The soundtrack and score have a great balance between bliss and chaos that immerses the audience into the cinematic world of Victory and further depicts the sharp contrast between Victory’s idyllic lifestyle and its dark reality. The soundtrack is composed of songs inspired by the sounds of the 1950s, which show the contentedness of Jack, Alice, and the rest of the residents of Victory, while the score builds onto the suspense and tension of Alice’s internal and external battles.

One sound that stood out to me was the rapid and panicked breathing of multiple women during certain scenes which gets louder and more intense as the plot progresses. It helps the viewers empathize with Alice as she goes on a suspenseful emotional rollercoaster since the unstable breathing allows the audience to experience that unsettling and anxious emotion themselves.

The film also does a great job of making you feel uneasy and on edge through its unusual pacing.
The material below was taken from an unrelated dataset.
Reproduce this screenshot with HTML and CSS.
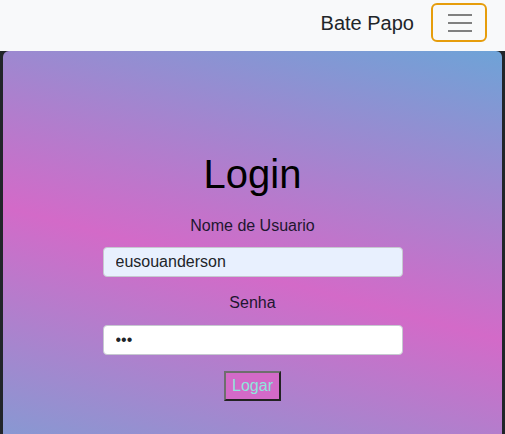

It doesn’t take long for the film to hint that everything is not what it seems; however, the revealing of those hints is quite unpredictable, which makes it very compelling. When you think we have reached the film’s climax, a new detail is introduced, which makes you realize that the plot is still thickening. The outcome of this pacing is displayed at the end as the film rushes to uncover more secrets about Victory.

While you may think you understood every detail about Victory and pieced everything together by the end of the film, you realize that you are left with so many questions about Victory and its other residents that it will have you begging for more.

“Don’t Worry Darling” is a stark contrast from her first film, the coming-of-age comedy “Booksmart”; however, Olivia Wilde did a fantastic job taking on the horror/thriller genre. This visually-pleasing psychological thriller will definitely keep you on your toes and is a spooky season must-watch.